■ WHAT IS EXPECTED
Reproduce the listing below exactly, minus its pictures.
○ ○ ○ ○ ○ ○ ○
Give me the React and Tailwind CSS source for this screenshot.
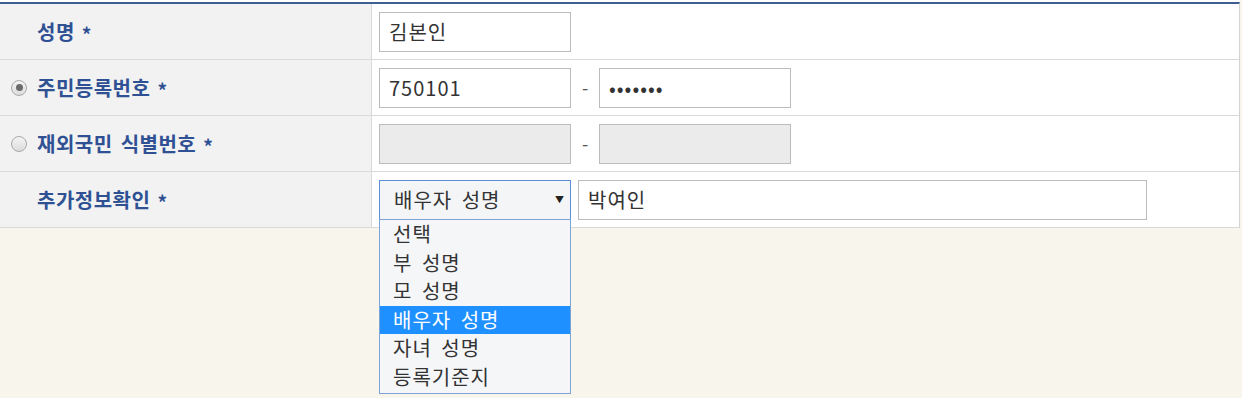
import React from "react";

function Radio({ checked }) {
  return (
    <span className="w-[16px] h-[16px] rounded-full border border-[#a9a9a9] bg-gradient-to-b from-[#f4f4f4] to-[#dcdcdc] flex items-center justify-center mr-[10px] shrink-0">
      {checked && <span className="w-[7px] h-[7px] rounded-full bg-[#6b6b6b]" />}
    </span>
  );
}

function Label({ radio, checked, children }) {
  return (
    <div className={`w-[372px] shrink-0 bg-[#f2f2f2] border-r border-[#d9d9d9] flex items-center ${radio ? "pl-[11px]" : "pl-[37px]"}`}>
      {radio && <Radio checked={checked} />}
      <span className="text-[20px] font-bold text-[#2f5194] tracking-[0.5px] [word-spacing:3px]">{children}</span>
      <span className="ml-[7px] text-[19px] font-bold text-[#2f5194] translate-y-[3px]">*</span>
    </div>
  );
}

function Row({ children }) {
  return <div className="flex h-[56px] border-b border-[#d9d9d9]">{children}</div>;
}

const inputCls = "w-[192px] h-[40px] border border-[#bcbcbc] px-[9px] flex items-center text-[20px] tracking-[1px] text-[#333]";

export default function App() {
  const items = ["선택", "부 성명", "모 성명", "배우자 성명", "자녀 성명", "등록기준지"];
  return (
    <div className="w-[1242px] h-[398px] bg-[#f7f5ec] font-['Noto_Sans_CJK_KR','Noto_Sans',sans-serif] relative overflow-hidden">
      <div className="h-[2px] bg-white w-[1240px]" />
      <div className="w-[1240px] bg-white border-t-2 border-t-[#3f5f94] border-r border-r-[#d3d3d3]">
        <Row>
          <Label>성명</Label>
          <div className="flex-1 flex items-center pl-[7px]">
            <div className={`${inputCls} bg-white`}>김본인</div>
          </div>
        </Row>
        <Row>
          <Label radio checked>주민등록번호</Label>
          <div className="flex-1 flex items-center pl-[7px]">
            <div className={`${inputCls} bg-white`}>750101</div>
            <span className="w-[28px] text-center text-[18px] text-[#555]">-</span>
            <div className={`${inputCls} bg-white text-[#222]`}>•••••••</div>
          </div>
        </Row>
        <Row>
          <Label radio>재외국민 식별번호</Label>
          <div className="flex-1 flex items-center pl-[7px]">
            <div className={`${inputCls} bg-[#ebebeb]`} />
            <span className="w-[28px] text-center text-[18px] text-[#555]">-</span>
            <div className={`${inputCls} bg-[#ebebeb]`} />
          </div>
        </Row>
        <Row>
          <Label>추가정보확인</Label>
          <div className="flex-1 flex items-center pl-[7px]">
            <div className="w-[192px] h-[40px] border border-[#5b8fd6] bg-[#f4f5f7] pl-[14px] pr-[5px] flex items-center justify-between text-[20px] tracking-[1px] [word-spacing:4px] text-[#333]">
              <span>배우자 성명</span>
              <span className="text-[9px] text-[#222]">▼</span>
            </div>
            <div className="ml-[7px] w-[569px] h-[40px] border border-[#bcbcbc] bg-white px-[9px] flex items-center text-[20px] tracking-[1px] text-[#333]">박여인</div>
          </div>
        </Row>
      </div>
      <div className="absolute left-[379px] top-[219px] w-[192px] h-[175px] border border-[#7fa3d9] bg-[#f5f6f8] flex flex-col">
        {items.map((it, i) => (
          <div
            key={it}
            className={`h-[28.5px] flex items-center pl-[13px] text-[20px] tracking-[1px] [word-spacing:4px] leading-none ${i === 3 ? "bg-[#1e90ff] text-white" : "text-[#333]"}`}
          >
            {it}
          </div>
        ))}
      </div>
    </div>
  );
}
○ ○ ○ ○ ○ ○ ○
■ RESPONSE
Give me the React and Tailwind CSS source for this screenshot.
import React from "react";

function Radio({ checked }) {
  return (
    <span className="w-[16px] h-[16px] rounded-full border border-[#a9a9a9] bg-gradient-to-b from-[#f4f4f4] to-[#dcdcdc] flex items-center justify-center mr-[10px] shrink-0">
      {checked && <span className="w-[7px] h-[7px] rounded-full bg-[#6b6b6b]" />}
    </span>
  );
}

function Label({ radio, checked, children }) {
  return (
    <div className={`w-[372px] shrink-0 bg-[#f2f2f2] border-r border-[#d9d9d9] flex items-center ${radio ? "pl-[11px]" : "pl-[37px]"}`}>
      {radio && <Radio checked={checked} />}
      <span className="text-[20px] font-bold text-[#2f5194] tracking-[0.5px] [word-spacing:3px]">{children}</span>
      <span className="ml-[7px] text-[19px] font-bold text-[#2f5194] translate-y-[3px]">*</span>
    </div>
  );
}

function Row({ children }) {
  return <div className="flex h-[56px] border-b border-[#d9d9d9]">{children}</div>;
}

const inputCls = "w-[192px] h-[40px] border border-[#bcbcbc] px-[9px] flex items-center text-[20px] tracking-[1px] text-[#333]";

export default function App() {
  const items = ["선택", "부 성명", "모 성명", "배우자 성명", "자녀 성명", "등록기준지"];
  return (
    <div className="w-[1242px] h-[398px] bg-[#f7f5ec] font-['Noto_Sans_CJK_KR','Noto_Sans',sans-serif] relative overflow-hidden">
      <div className="h-[2px] bg-white w-[1240px]" />
      <div className="w-[1240px] bg-white border-t-2 border-t-[#3f5f94] border-r border-r-[#d3d3d3]">
        <Row>
          <Label>성명</Label>
          <div className="flex-1 flex items-center pl-[7px]">
            <div className={`${inputCls} bg-white`}>김본인</div>
          </div>
        </Row>
        <Row>
          <Label radio checked>주민등록번호</Label>
          <div className="flex-1 flex items-center pl-[7px]">
            <div className={`${inputCls} bg-white`}>750101</div>
            <span className="w-[28px] text-center text-[18px] text-[#555]">-</span>
            <div className={`${inputCls} bg-white text-[#222]`}>•••••••</div>
          </div>
        </Row>
        <Row>
          <Label radio>재외국민 식별번호</Label>
          <div className="flex-1 flex items-center pl-[7px]">
            <div className={`${inputCls} bg-[#ebebeb]`} />
            <span className="w-[28px] text-center text-[18px] text-[#555]">-</span>
            <div className={`${inputCls} bg-[#ebebeb]`} />
          </div>
        </Row>
        <Row>
          <Label>추가정보확인</Label>
          <div className="flex-1 flex items-center pl-[7px]">
            <div className="w-[192px] h-[40px] border border-[#5b8fd6] bg-[#f4f5f7] pl-[14px] pr-[5px] flex items-center justify-between text-[20px] tracking-[1px] [word-spacing:4px] text-[#333]">
              <span>배우자 성명</span>
              <span className="text-[9px] text-[#222]">▼</span>
            </div>
            <div className="ml-[7px] w-[569px] h-[40px] border border-[#bcbcbc] bg-white px-[9px] flex items-center text-[20px] tracking-[1px] text-[#333]">박여인</div>
          </div>
        </Row>
      </div>
      <div className="absolute left-[379px] top-[219px] w-[192px] h-[175px] border border-[#7fa3d9] bg-[#f5f6f8] flex flex-col">
        {items.map((it, i) => (
          <div
            key={it}
            className={`h-[28.5px] flex items-center pl-[13px] text-[20px] tracking-[1px] [word-spacing:4px] leading-none ${i === 3 ? "bg-[#1e90ff] text-white" : "text-[#333]"}`}
          >
            {it}
          </div>
        ))}
      </div>
    </div>
  );
}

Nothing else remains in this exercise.